Constraints on Three-dimensional Entropy Deposition in Relativistic Heavy-ion Collisions from Longitudinal Multiplicity Observables for pA and AA at the LHC

Relativistic viscous fluid dynamics (rRFD) has been highly sucessful in describing bulk observables of the QGP formed in ultra-relativistic heavy-ion collisions. However, vRFD requires an initial condition that is challenging to calculate from first-principles. Although reliable boost-invariant (2D) initial conditions are well developed, little is known about the longitudinal structures. We systematically study a parametric model for the initial 3D entropy distribution of the QGP formed in the collisions.

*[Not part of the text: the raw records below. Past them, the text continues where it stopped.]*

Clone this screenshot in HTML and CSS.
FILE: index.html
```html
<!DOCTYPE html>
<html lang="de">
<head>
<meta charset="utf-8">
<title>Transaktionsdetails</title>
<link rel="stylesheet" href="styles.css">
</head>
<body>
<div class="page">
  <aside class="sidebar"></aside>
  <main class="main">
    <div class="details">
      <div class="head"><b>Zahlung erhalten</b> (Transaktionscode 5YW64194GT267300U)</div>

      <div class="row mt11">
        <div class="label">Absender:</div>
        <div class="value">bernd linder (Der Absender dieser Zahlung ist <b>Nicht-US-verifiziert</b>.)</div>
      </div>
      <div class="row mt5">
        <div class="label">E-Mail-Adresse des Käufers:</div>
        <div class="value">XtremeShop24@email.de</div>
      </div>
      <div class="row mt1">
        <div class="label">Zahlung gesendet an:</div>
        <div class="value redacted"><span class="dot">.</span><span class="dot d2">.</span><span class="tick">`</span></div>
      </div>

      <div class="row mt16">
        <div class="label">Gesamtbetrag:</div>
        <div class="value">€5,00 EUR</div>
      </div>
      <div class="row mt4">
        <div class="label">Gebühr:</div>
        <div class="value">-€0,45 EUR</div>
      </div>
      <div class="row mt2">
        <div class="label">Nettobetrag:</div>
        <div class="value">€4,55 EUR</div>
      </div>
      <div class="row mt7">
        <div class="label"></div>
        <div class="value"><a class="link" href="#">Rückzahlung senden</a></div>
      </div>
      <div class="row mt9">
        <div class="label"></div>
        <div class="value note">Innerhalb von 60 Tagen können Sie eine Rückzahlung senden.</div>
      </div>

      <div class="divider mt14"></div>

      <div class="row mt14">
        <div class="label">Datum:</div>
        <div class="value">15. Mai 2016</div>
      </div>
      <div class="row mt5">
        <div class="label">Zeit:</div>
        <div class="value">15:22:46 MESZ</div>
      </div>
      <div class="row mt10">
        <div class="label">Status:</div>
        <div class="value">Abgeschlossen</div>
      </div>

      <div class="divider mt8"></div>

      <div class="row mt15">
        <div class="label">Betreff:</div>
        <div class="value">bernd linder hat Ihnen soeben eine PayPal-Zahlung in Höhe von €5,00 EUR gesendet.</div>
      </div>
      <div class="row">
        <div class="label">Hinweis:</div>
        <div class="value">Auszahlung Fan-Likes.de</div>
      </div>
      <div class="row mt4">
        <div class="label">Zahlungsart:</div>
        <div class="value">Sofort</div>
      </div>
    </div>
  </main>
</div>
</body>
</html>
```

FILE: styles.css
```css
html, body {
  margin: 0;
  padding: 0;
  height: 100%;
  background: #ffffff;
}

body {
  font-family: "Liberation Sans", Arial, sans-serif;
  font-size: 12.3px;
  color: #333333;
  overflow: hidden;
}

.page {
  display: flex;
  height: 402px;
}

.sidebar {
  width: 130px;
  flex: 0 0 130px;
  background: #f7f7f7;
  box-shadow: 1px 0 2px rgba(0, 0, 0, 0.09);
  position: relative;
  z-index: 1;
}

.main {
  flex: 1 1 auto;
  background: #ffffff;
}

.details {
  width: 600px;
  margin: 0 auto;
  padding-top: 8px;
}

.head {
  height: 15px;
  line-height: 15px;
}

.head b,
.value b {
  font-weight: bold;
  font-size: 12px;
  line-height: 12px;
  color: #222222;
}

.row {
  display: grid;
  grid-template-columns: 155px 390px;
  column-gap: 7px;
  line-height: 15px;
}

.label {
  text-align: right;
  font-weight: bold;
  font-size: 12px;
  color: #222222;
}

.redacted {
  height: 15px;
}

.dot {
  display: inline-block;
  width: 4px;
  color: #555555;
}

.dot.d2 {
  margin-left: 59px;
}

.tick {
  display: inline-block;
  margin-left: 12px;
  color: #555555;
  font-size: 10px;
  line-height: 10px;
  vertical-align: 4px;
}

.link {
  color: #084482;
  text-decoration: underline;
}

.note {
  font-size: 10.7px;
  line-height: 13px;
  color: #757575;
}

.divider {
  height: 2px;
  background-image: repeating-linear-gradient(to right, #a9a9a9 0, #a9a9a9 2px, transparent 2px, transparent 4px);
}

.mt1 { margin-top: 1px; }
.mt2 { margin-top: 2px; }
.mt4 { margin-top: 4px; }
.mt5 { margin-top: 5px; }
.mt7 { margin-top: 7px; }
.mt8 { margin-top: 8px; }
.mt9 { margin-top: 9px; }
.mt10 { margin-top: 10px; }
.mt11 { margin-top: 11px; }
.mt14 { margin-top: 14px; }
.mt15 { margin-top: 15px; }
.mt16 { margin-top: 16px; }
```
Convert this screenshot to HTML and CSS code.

We apply a cumulant generating function approach to parametrize the rapidity dependence of local entropy deposition as functions of participant densities, extending the 2D initial condition model TRENTo to 3D. This initial condition is integrated into a 3+1D ideal (for computational expediency) hydrodynamic model and a hadronic afterburner to calculate the centrality dependent charged particle pseudorapidity density and two-particle pseudorapidity correlation. Parameters are optimized by comparing to experimental measurements for p+Pb and Pb+Pb collisions using Bayesian inference. Finally, we use the calibrated model and a 3+1D viscous hybrid model to predict pseudorapidity dependent flows, event-plane decorrelations and flow correlations beyond mid-rapidity as a validation.